Better Late than Never: Android Makers to Push Monthly Security Updates

by Matt Klassen on August 13, 2015

While for many the name Android is likely synonymous with smartphones, given the platform’s global dominance, in the tech world the operating system moniker has become virtually indistinguishable from something quite different: security vulnerability. As I wrote several years ago already, while some of the greatest strengths of Google’s free open source Android platform are its versatility and accessibility, the resultant fragmentation of the OS is also one of its greatest weaknesses, as the torrent of Android malware continues its exponential growth virtually unabated.

Simply put, with so many partners in the Android ecosystem creating so many different Android devices running so many different versions of the mobile operating system, it is exceedingly difficult to close the security vulnerabilities of a platform that has more faces than the Greek god Janus. The result has been a platform mired in privacy and security scandals, the focus of the vast majority of malware intrusions and mobile cybercrime.

Now following the revelation that an Android super vulnerability has been discovered, one that could potentially affect 95 percent of all Android phones, both Google and its Android partners have finally seen the need to move faster when it comes to security updates, announcing that going forward the search engine giant and its largest Android partners will start pushing monthly security fixes for the platform full of more holes than a slice a Swiss cheese.

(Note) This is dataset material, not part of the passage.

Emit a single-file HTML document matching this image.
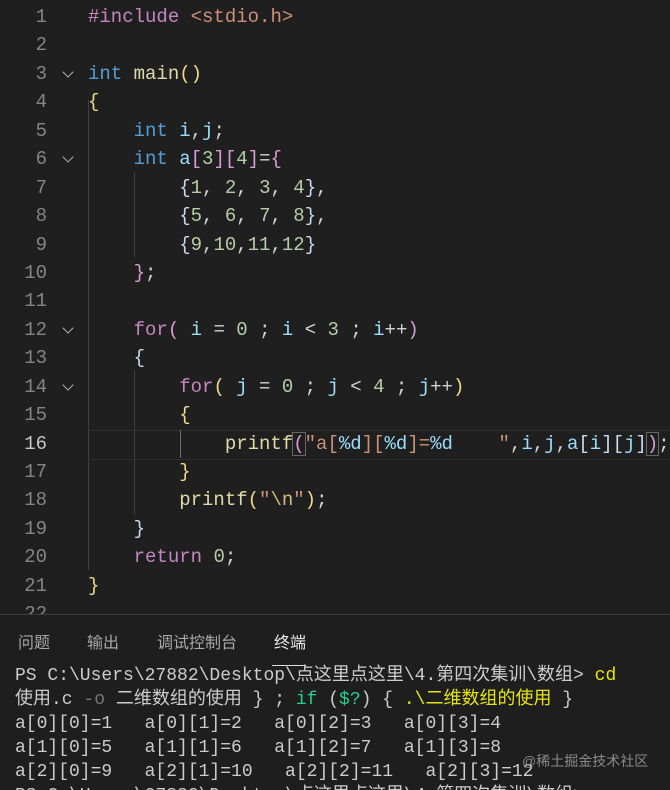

“We’ve realized we need to move faster,” Android security chief Adrian Ludwig said at this week’s annual Black Hat security conference in Las Vegas, following the publicity surrounding the revelation of Stagefright, the  “mother of all Android vulnerabilities.” While such regular security updates are critical to establish some level of user safety, the lamentable fact is that Google’s realisation is about three years overdue.

Granted this isn’t all Google’s fault, as the company has left the management of security patches largely to the discretion of its Android partners; not wanting to dictate too much to companies deploying the operating system. But that, as mentioned, has left Android fragmented and broken, lacking the cohesive unity we see in other platforms like Apple’s iOS. With so many disparate versions of Android running on so many disparate phones, plugging all the vulnerabilities has become a hopeless task.

Not only that, but the fact that security updates are often never downloaded at all and the proliferation of suspicious third-party apps means that users play an active role in Android’s vulnerability as well, simply one more contributing factor in the platforms vulnerability to malicious software.

All that to say, starting immediately the likes of Samsung, LG, and Google itself will begin rolling out regularly scheduled security updates, the first of which will directly combat the Stagefright vulnerability (it should be noted smaller Android partners are releasing fixes for Stagefright in particular as well), hopefully closing that particular hole before the details of the exploit are made public later this month.